For most, Saturday passed with little import. For Palestinians, though, April 9th marks a significant date in our collective memory. Early in the morning, fifty-seven years ago, commandos of the Irgun and Stern gangs attacked Deir Yassin, a village with a peaceful reputation. By noon of that day, over 100 of its inhabitants, half of them women and children, were systematically murdered. Twenty five residents were loaded into trucks and paraded through the Jewish quarter of Jerusalem before meeting a similar fate. The final body count, as reported by the New York Times, was 254.
The ethnic cleansing of Deir Yassin was directed by Menachim Begin, who would become one of numerous Israeli prime ministers with war crimes to their names. It took place over a month before the declaration of the state of Israel and subsequent invasion by surrounding Arab armies. The village was situated outside the area of what was to become the Jewish state under the United Nations plan. In other words, the mass murder was a strictly offensive act intended to conquer more Palestinian land
Vivid reports of the brutality at Deir Yassin quickly spread throughout Palestinian locales. As Jewish terrorist groups continued their rampage across Palestine, Arabs seized with fear of their now notorious sadism fled for their lives at the first sound of their approach. Those who did not escape were either killed or expelled.
Every year, this anniversary has become a day of personal retrospection and examination of my own background. In November 1948, the nascent state of Israel sent one of its two fighter planes to bombard my father’s village, Tarshiha, forcefully expelling its residents to Lebanon. Similarly, five months prior, word of advancing Jewish forces hit my mother’s village, Lubya. Deir Yassin fresh on their mind, all but a few of the villagers fled to Lebanon. Those who remained were never heard from again, though their houses and the entire village were completely defaced.
Expulsion at the hands of Israel has become the common Palestinian narrative. In 1948, the Jewish state came into existence through the depopulation of over 500 Palestinian villages, creating over 750,000 refugees. For Israelis, a Jewish state necessitated such an egregious cost. Previously, Palestine’s Jews, mostly European immigrants escaping persecution, were a small minority of the population owning only 6 percent of the land.
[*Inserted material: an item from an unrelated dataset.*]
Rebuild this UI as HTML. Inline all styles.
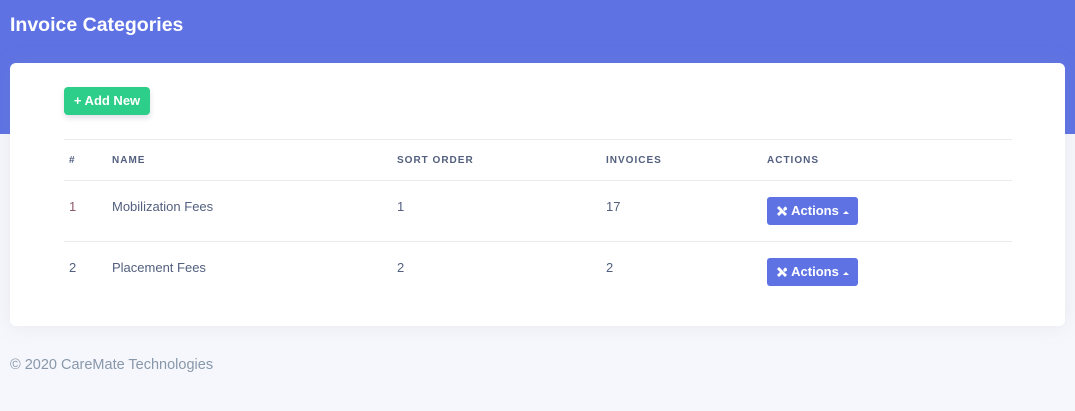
<!DOCTYPE html>
<html><head><meta charset="utf-8"><style>
*{margin:0;padding:0;box-sizing:border-box}
body{width:1075px;height:411px;background:#f6f7fc;font-family:"Liberation Sans",sans-serif;position:relative;overflow:hidden}
.hdr{position:absolute;left:0;top:0;width:1075px;height:134px;background:#5e72e4}
.title{position:absolute;left:10px;top:14px;color:#fff;font-size:19.5px;font-weight:bold}
.card{position:absolute;left:10px;top:63px;width:1055px;height:263px;background:#fff;border-radius:6px;box-shadow:0 0 20px rgba(136,152,170,.15)}
.add{position:absolute;left:64px;top:87px;width:86px;height:28px;background:#2dce89;border-radius:4px;color:#fff;font-size:13px;font-weight:600;line-height:28px;text-align:center;box-shadow:0 3px 6px rgba(50,50,93,.15)}
.line{position:absolute;left:64px;width:948px;height:1px;background:#e9ecef}
.th{position:absolute;top:155px;font-size:10px;font-weight:bold;letter-spacing:1px;color:#525f7f}
.td{position:absolute;font-size:13px;color:#525f7f}
.btn{position:absolute;left:767px;width:91px;height:28px;background:#5e72e4;border-radius:3px;color:#fff;font-size:13px;font-weight:600;line-height:28px;padding-left:9px}
.btn svg{vertical-align:-2px}
.foot{position:absolute;left:10px;top:357px;font-size:14.5px;color:#8898aa}
</style></head><body>
<div class="hdr"></div>
<div class="title">Invoice Categories</div>
<div class="card"></div>
<div class="add">+ Add New</div>
<div class="line" style="top:139px"></div>
<div class="th" style="left:69px">#</div>
<div class="th" style="left:112px">NAME</div>
<div class="th" style="left:397px">SORT ORDER</div>
<div class="th" style="left:606px">INVOICES</div>
<div class="th" style="left:767px">ACTIONS</div>
<div class="line" style="top:180px"></div>
<div class="td" style="left:69px;top:199px;color:#8a5a68">1</div>
<div class="td" style="left:112px;top:199px">Mobilization Fees</div>
<div class="td" style="left:397px;top:199px">1</div>
<div class="td" style="left:606px;top:199px">17</div>
<div class="btn" style="top:197px"><svg width="12" height="12" viewBox="0 0 12 12"><path d="M1 3L3 1L11 9L9 11Z M7 4L9 1.5A2.5 2.5 0 0 1 11 4.5L8.5 6Z M1 9L4 6L6 8L3 11Z" fill="#fff"/></svg> Actions <svg width="8" height="8" viewBox="0 0 8 8"><path d="M1 5L4 2L7 5Z" fill="#fff"/></svg></div>
<div class="line" style="top:241px"></div>
<div class="td" style="left:69px;top:260px">2</div>
<div class="td" style="left:112px;top:260px">Placement Fees</div>
<div class="td" style="left:397px;top:260px">2</div>
<div class="td" style="left:606px;top:260px">2</div>
<div class="btn" style="top:258px"><svg width="12" height="12" viewBox="0 0 12 12"><path d="M1 3L3 1L11 9L9 11Z M7 4L9 1.5A2.5 2.5 0 0 1 11 4.5L8.5 6Z M1 9L4 6L6 8L3 11Z" fill="#fff"/></svg> Actions <svg width="8" height="8" viewBox="0 0 8 8"><path d="M1 5L4 2L7 5Z" fill="#fff"/></svg></div>
<div class="foot">© 2020 CareMate Technologies</div>
</body></html>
Even the UN partition plan could not devise a Jewish state where the majority of land was not Palestinian-owned.
Today, the state of Israel owns 97 percent of the land, almost all of it stolen from the native Palestinians now in Diaspora. The Palestinian villages, many of them now barren, have been wiped off the maps. If one were to travel to Lubya, he would find the vestiges of my grandfather’s house beneath the Lavi forest. Israel manufactured this forest, along with many others, in attempts to erase its crimes and any relics of Palestinian history.
Lubya, and the sites of countless other Palestinian villages, could certainly repatriate its original inhabitants. In fact, 78 percent of Israel’s Jews live on only 15 percent of the land. This means that geography has never been a factor preventing the refugees’ inalienable and codified right to return. More precisely, it is Israel’s unnatural attempt to maintain a Jewish majority that has precipitated this conflict.
Today, the existence of millions of Palestinian refugees not only cuts at the moral implications of Israel, but also illuminates its inherent struggle. That is, the dilemma to maintain a pure ethno-national state on a religiously and ethnically plural territory. Such an endeavor has time and again proven impossible. It failed in South Africa and Israel itself has continuously aggressed since inception due to its “ethnic problem,” the indigenous Palestinians.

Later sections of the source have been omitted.